IN THE UNITED STATES DISTRICT COURT 

FOR THE DISTRICT OF ARIZONA 

Alonzo Valenzuela, et al., 

Plaintiffs, 

v. 

Union Pacific Railroad Company, et al., 

Defendants. 

No. CV-15-01092-PHX-DGC

ORDER 

 Plaintiffs assert that six documents produced by Defendants Union Pacific and 

Kinder Morgan in this litigation are not privileged and should be available as evidence. 

Following a telephone conference, the Court directed the parties to submit the documents 

for in camera review and to provide the Court with memoranda on the issue.
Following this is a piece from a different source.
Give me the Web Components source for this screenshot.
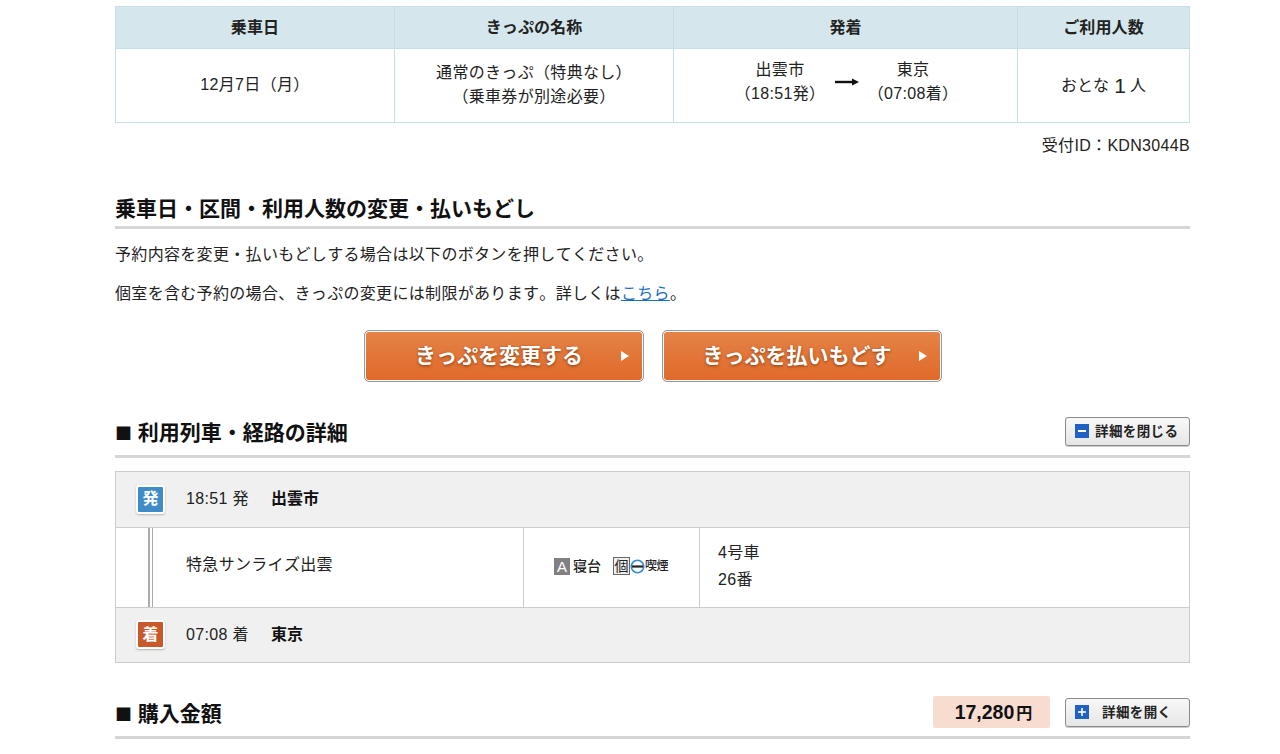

Doc. 190. 

The Court has reviewed the documents and memoranda (Docs. 213, 215, 217, 225), and 

holds that the privilege applies and has not been waived. 

 The six documents reviewed in camera are referred to by the parties as Exhibits A 

through F. Exhibits A, B, C, and D are memoranda written by in-house attorney Roy 

Jerome between 1966 and 1976, and were addressed to officers or employees of Union 

Pacific’s and Kinder Morgan’s predecessor corporations. Doc. 215 at 3.1

 Mr. Jerome 

was employed as a lawyer by Southern Pacific Company, the former parent of Union 

Pacific’s and Kinder Morgan’s predecessors. Exhibit E is a 1976 internal memorandum 

 

1

 Citations are to page numbers attached at the top of each page by the Court’s CMECF system, not to original page numbers at the bottom of each page.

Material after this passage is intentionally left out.